- [Exercise prompt]:
Please find all lines in the data that hold the string "index" and copy them.

:: Given information ::

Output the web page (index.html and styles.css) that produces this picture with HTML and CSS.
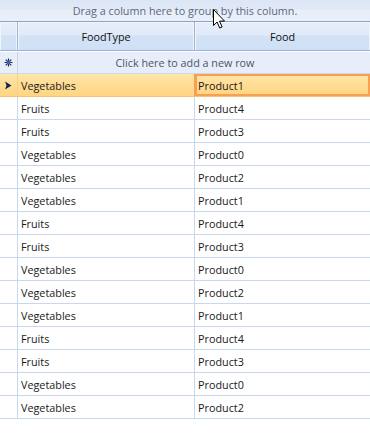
FILE: index.html
```html
<!DOCTYPE html>
<html lang="en">
<head>
  <meta charset="UTF-8"/>
  <title>Food Grid</title>
  <link rel="stylesheet" href="styles.css">
</head>
<body>
  <div class="grid">
    <!-- Group panel -->
    <div class="group-panel">Drag a column here to group by this column.</div>

    <!-- Column headers -->
    <div class="header">
      <div class="ind"></div>
      <div class="head-cell">FoodType</div>
      <div class="head-cell">Food</div>
    </div>

    <!-- New row -->
    <div class="new-row">
      <div class="ind">
        <svg width="9" height="9" viewBox="0 0 9 9">
          <path d="M4.5 0.5v8M0.5 4.5h8M1.7 1.7l5.6 5.6M7.3 1.7l-5.6 5.6" stroke="#1b2f5c" stroke-width="1.2"/>
          <circle cx="4.5" cy="4.5" r="1.6" fill="#3b6fc4"/>
        </svg>
      </div>
      <div class="new-text">Click here to add a new row</div>
    </div>

    <!-- Data rows -->
    <div class="row selected">
      <div class="ind">
        <svg width="7" height="9" viewBox="0 0 7 9"><path d="M0 0.5L6.5 4.5L0 8.5L1.5 4.5z" fill="#102552"/></svg>
      </div>
      <div class="cell">Vegetables</div>
      <div class="cell current">Product1</div>
    </div>
    <div class="row"><div class="ind"></div><div class="cell">Fruits</div><div class="cell">Product4</div></div>
    <div class="row"><div class="ind"></div><div class="cell">Fruits</div><div class="cell">Product3</div></div>
    <div class="row"><div class="ind"></div><div class="cell">Vegetables</div><div class="cell">Product0</div></div>
    <div class="row"><div class="ind"></div><div class="cell">Vegetables</div><div class="cell">Product2</div></div>
    <div class="row"><div class="ind"></div><div class="cell">Vegetables</div><div class="cell">Product1</div></div>
    <div class="row"><div class="ind"></div><div class="cell">Fruits</div><div class="cell">Product4</div></div>
    <div class="row"><div class="ind"></div><div class="cell">Fruits</div><div class="cell">Product3</div></div>
    <div class="row"><div class="ind"></div><div class="cell">Vegetables</div><div class="cell">Product0</div></div>
    <div class="row"><div class="ind"></div><div class="cell">Vegetables</div><div class="cell">Product2</div></div>
    <div class="row"><div class="ind"></div><div class="cell">Vegetables</div><div class="cell">Product1</div></div>
    <div class="row"><div class="ind"></div><div class="cell">Fruits</div><div class="cell">Product4</div></div>
    <div class="row"><div class="ind"></div><div class="cell">Fruits</div><div class="cell">Product3</div></div>
    <div class="row"><div class="ind"></div><div class="cell">Vegetables</div><div class="cell">Product0</div></div>
    <div class="row"><div class="ind"></div><div class="cell">Vegetables</div><div class="cell">Product2</div></div>

    <!-- Mouse pointer over the group panel -->
    <svg class="pointer" width="13" height="20" viewBox="0 0 13 20">
      <path d="M0.5 0.5v16l3.6-3.5 2.6 6 2.4-1-2.6-5.9h5z" fill="#fff" stroke="#000" stroke-width="1" stroke-linejoin="miter"/>
    </svg>
  </div>
</body>
</html>
```

FILE: styles.css
```css
body{
  margin: 0;
  background: #ffffff;
  font-family: 'Open Sans', 'Liberation Sans', sans-serif;
  font-size: 10.8px;
  color: #1a1a1a;
}
.grid{
  position: relative;
  width: 370px;
}
.group-panel{
  height: 21px;
  line-height: 22px;
  text-align: center;
  color: #5a687c;
  background: linear-gradient(#dce6f5 0%, #e1e9f6 48%, #e8eef9 50%, #e9eff9 100%);
  border-bottom: 1px solid #8aa3c7;
}
.header{
  display: grid;
  grid-template-columns: 18px 177px 1fr;
  height: 28px;
  border-bottom: 1px solid #9bb2d2;
  background: linear-gradient(#e6eef9 0%, #e0eaf8 45%, #d3e2f6 50%, #cfe0f6 100%);
}
.header .ind,
.head-cell{
  border-right: 1px solid #9fb5d3;
  box-shadow: inset -1px 0 0 #eef4fc, inset 1px 1px 0 #f2f6fc;
}
.head-cell{
  display: flex;
  align-items: center;
  justify-content: center;
  color: #111;
}
.head-cell:last-child{
  border-right: none;
}
.new-row{
  position: relative;
  display: flex;
  align-items: center;
  height: 21px;
  border-top: 1px solid #ffffff;
  border-bottom: 1px solid #cad9ee;
  background: #e8eef9;
}
.new-row .ind{
  width: 17px;
  height: 100%;
  display: flex;
  align-items: center;
  justify-content: center;
  border-right: 1px solid #c4d5ec;
}
.new-text{
  position: absolute;
  left: 0;
  right: 0;
  text-align: center;
  color: #4b5567;
}
.row{
  display: grid;
  grid-template-columns: 18px 177px 1fr;
  height: 22px;
  border-bottom: 1px solid #c9d8ee;
}
.row .ind,
.cell{
  border-right: 1px solid #c9d8ee;
}
.row .ind{
  display: flex;
  align-items: center;
  justify-content: center;
}
.cell{
  display: flex;
  align-items: center;
  padding-left: 3px;
  white-space: nowrap;
}
.cell:last-child{
  border-right: none;
}
.row.selected{
  background: linear-gradient(#ffe6ab 0%, #ffdc94 50%, #ffd582 100%);
  border-bottom-color: #f3c277;
}
.row.selected .ind,
.row.selected .cell{
  border-right-color: #f1cf8e;
}
.row.selected .cell:nth-child(2){
  border-right-color: #f8a04f;
}
.cell.current{
  box-shadow: inset 0 0 0 2px #f8a04f;
}
.pointer{
  position: absolute;
  left: 213px;
  top: 9px;
}
```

:::

- [Solution below]:
Output the web page (index.html and styles.css) that produces this picture with HTML and CSS.
FILE: index.html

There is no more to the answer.